The Slayter Center of Performing Arts is located on the main campus of Purdue University in West Lafayette, Indiana, United States. It is an outdoor concert bandshell completed in 1964 and dedicated May 1, 1965. The facility was a gift from Games Slayter and his wife Marie.

==Features==
The natural amphitheater created by Slayter Hill can hold 20,000 people. Architect Joseph Baker used Stonehenge in England as a basis for the concept of the Slayter Center. The 200-ton concrete roof is suspended by stainless steel cables from a tall steel tripod and the stage can seat an orchestra of more than a hundred. Below the stage are a rehearsal room, dressing rooms and storage facilities. Slayter Center is home to the Purdue Jazz Bands.
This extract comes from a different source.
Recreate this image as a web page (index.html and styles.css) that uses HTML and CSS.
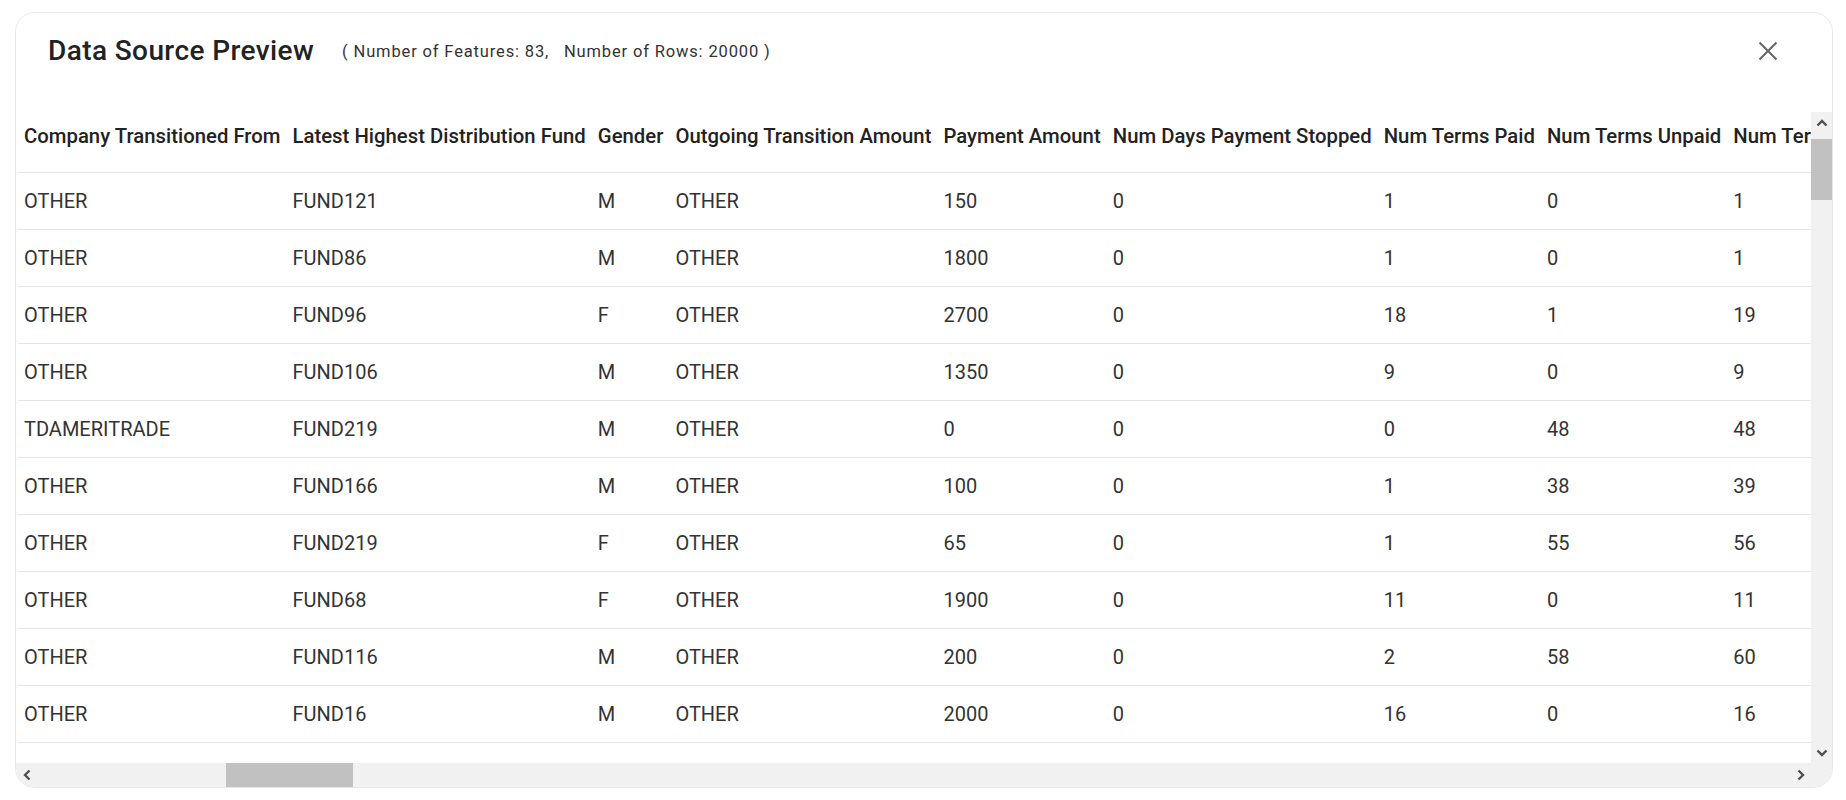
FILE: index.html
```html
<!DOCTYPE html>
<html lang="en">
<head>
<meta charset="utf-8">
<title>Data Source Preview</title>
<link rel="stylesheet" href="styles.css">
</head>
<body>
<div class="card">
  <div class="card-header">
    <h1 class="title">Data Source Preview</h1>
    <span class="subtitle">( Number of Features: 83,&nbsp;&nbsp; Number of Rows: 20000 )</span>
    <button class="close" aria-label="Close">
      <svg width="20" height="20" viewBox="0 0 20 20"><path d="M1.5 1.5 L18.5 18.5 M18.5 1.5 L1.5 18.5" stroke="#666" stroke-width="2" fill="none"/></svg>
    </button>
  </div>
  <div class="grid-area">
    <div class="viewport">
      <table class="data">
        <thead>
          <tr>
            <th>Company Transitioned From</th>
            <th>Latest Highest Distribution Fund</th>
            <th>Gender</th>
            <th>Outgoing Transition Amount</th>
            <th>Payment Amount</th>
            <th>Num Days Payment Stopped</th>
            <th>Num Terms Paid</th>
            <th>Num Terms Unpaid</th>
            <th>Num Terms Total</th>
            <th>Account Status</th>
            <th>Region</th>
          </tr>
        </thead>
        <tbody>
          <tr><td>OTHER</td><td>FUND121</td><td>M</td><td>OTHER</td><td>150</td><td>0</td><td>1</td><td>0</td><td>1</td><td>ACTIVE</td><td>WEST</td></tr>
          <tr><td>OTHER</td><td>FUND86</td><td>M</td><td>OTHER</td><td>1800</td><td>0</td><td>1</td><td>0</td><td>1</td><td>ACTIVE</td><td>EAST</td></tr>
          <tr><td>OTHER</td><td>FUND96</td><td>F</td><td>OTHER</td><td>2700</td><td>0</td><td>18</td><td>1</td><td>19</td><td>ACTIVE</td><td>WEST</td></tr>
          <tr><td>OTHER</td><td>FUND106</td><td>M</td><td>OTHER</td><td>1350</td><td>0</td><td>9</td><td>0</td><td>9</td><td>ACTIVE</td><td>SOUTH</td></tr>
          <tr><td>TDAMERITRADE</td><td>FUND219</td><td>M</td><td>OTHER</td><td>0</td><td>0</td><td>0</td><td>48</td><td>48</td><td>CLOSED</td><td>EAST</td></tr>
          <tr><td>OTHER</td><td>FUND166</td><td>M</td><td>OTHER</td><td>100</td><td>0</td><td>1</td><td>38</td><td>39</td><td>ACTIVE</td><td>NORTH</td></tr>
          <tr><td>OTHER</td><td>FUND219</td><td>F</td><td>OTHER</td><td>65</td><td>0</td><td>1</td><td>55</td><td>56</td><td>ACTIVE</td><td>WEST</td></tr>
          <tr><td>OTHER</td><td>FUND68</td><td>F</td><td>OTHER</td><td>1900</td><td>0</td><td>11</td><td>0</td><td>11</td><td>ACTIVE</td><td>EAST</td></tr>
          <tr><td>OTHER</td><td>FUND116</td><td>M</td><td>OTHER</td><td>200</td><td>0</td><td>2</td><td>58</td><td>60</td><td>ACTIVE</td><td>SOUTH</td></tr>
          <tr><td>OTHER</td><td>FUND16</td><td>M</td><td>OTHER</td><td>2000</td><td>0</td><td>16</td><td>0</td><td>16</td><td>ACTIVE</td><td>NORTH</td></tr>
          <tr><td>OTHER</td><td>FUND44</td><td>F</td><td>OTHER</td><td>300</td><td>0</td><td>4</td><td>0</td><td>4</td><td>ACTIVE</td><td>WEST</td></tr>
        </tbody>
      </table>
    </div>
    <div class="vscroll">
      <div class="sb-btn">
        <svg width="12" height="8" viewBox="0 0 12 8"><path d="M1.5 6.5 L6 2 L10.5 6.5" stroke="#505050" stroke-width="2.4" fill="none"/></svg>
      </div>
      <div class="vtrack"><div class="vthumb"></div></div>
      <div class="sb-btn">
        <svg width="12" height="8" viewBox="0 0 12 8"><path d="M1.5 1.5 L6 6 L10.5 1.5" stroke="#505050" stroke-width="2.4" fill="none"/></svg>
      </div>
    </div>
    <div class="hscroll">
      <div class="sb-btn">
        <svg width="8" height="12" viewBox="0 0 8 12"><path d="M6.5 1.5 L2 6 L6.5 10.5" stroke="#505050" stroke-width="2.4" fill="none"/></svg>
      </div>
      <div class="htrack"><div class="hthumb"></div></div>
      <div class="sb-btn">
        <svg width="8" height="12" viewBox="0 0 8 12"><path d="M1.5 1.5 L6 6 L1.5 10.5" stroke="#505050" stroke-width="2.4" fill="none"/></svg>
      </div>
    </div>
    <div class="corner"></div>
  </div>
</div>
</body>
</html>
```

FILE: styles.css
```css
* { box-sizing: border-box; }

html, body {
  margin: 0;
  padding: 0;
  background: #ffffff;
  font-family: Roboto, "Liberation Sans", sans-serif;
  color: #222;
}

.card {
  margin: 12px 13px 0 15px;
  height: 776px;
  border: 1px solid #e8e8e8;
  border-radius: 20px;
  overflow: hidden;
  display: flex;
  flex-direction: column;
  background: #fff;
}

.card-header {
  height: 76px;
  flex: none;
  display: flex;
  align-items: center;
  padding: 0 54px 0 32px;
}

.title {
  margin: 0;
  font-size: 28px;
  font-weight: 500;
  letter-spacing: 0.4px;
  color: #222;
  line-height: 1;
}

.subtitle {
  margin-left: 28px;
  font-size: 16.5px;
  letter-spacing: 0.85px;
  color: #333;
}

.close {
  margin-left: auto;
  border: 0;
  background: none;
  padding: 0;
  width: 20px;
  height: 20px;
  display: flex;
}

.grid-area {
  flex: 1;
  margin-top: 23px;
  min-height: 0;
  display: grid;
  grid-template-columns: 1fr 21px;
  grid-template-rows: 1fr 24px;
}

.viewport {
  overflow: hidden;
  padding-left: 2px;
  min-width: 0;
}

.data {
  border-collapse: collapse;
  white-space: nowrap;
}

.data th {
  height: 60px;
  padding: 0 6px 11px;
  font-size: 20.3px;
  letter-spacing: 0.025px;
  font-weight: 500;
  color: #222;
  text-align: left;
  vertical-align: middle;
  border-bottom: 1px solid #e6e6e6;
}

.data td {
  height: 57px;
  padding: 0 6px;
  font-size: 20px;
  color: #333;
  text-align: left;
  vertical-align: middle;
  border-bottom: 1px solid #e6e6e6;
}

.vscroll {
  background: #f1f1f1;
  display: flex;
  flex-direction: column;
}

.hscroll {
  background: #f1f1f1;
  display: flex;
}

.corner {
  background: #f1f1f1;
}

.sb-btn {
  flex: none;
  width: 21px;
  height: 21px;
  display: flex;
  align-items: center;
  justify-content: center;
}

.hscroll .sb-btn {
  height: 24px;
}

.vtrack {
  flex: 1;
}

.vthumb {
  margin-top: 6px;
  height: 61px;
  background: #c1c1c1;
}

.htrack {
  flex: 1;
  display: flex;
}

.hthumb {
  margin-left: 189px;
  width: 127px;
  height: 100%;
  background: #c1c1c1;
}
```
Before 2013, on the morning of home football games, Slayter Center became the site of a pep rally known as "Thrill on the Hill." The Purdue All-American Marching Band performed upbeat tunes showcasing music from their halftime show for the day, plus other selections from the season's repertoire. Fans could meet and get autographs from the Purdue Cheerleaders and mascot Purdue Pete, or check out the Boilermaker Special before heading to Ross–Ade Stadium with the band for the pre-game.

Since the 2013–2014 season, the All-American Marching Band has performed their "211 Session," or pre-game pep rally, at nearby Mackey Arena, with Slayter Center now being the performance site for a post-game concert.

Starting in 2017, All-American has returned to Slayter Center for "Thrill on the Hill," with the post-game concert taking place on the field at Ross-Ade Stadium.

During the school year, movies are projected onto a large, inflatable screen in front of the amphitheater. It is also home to several free concerts throughout the year. In winter, students often sled on Slayter Hill.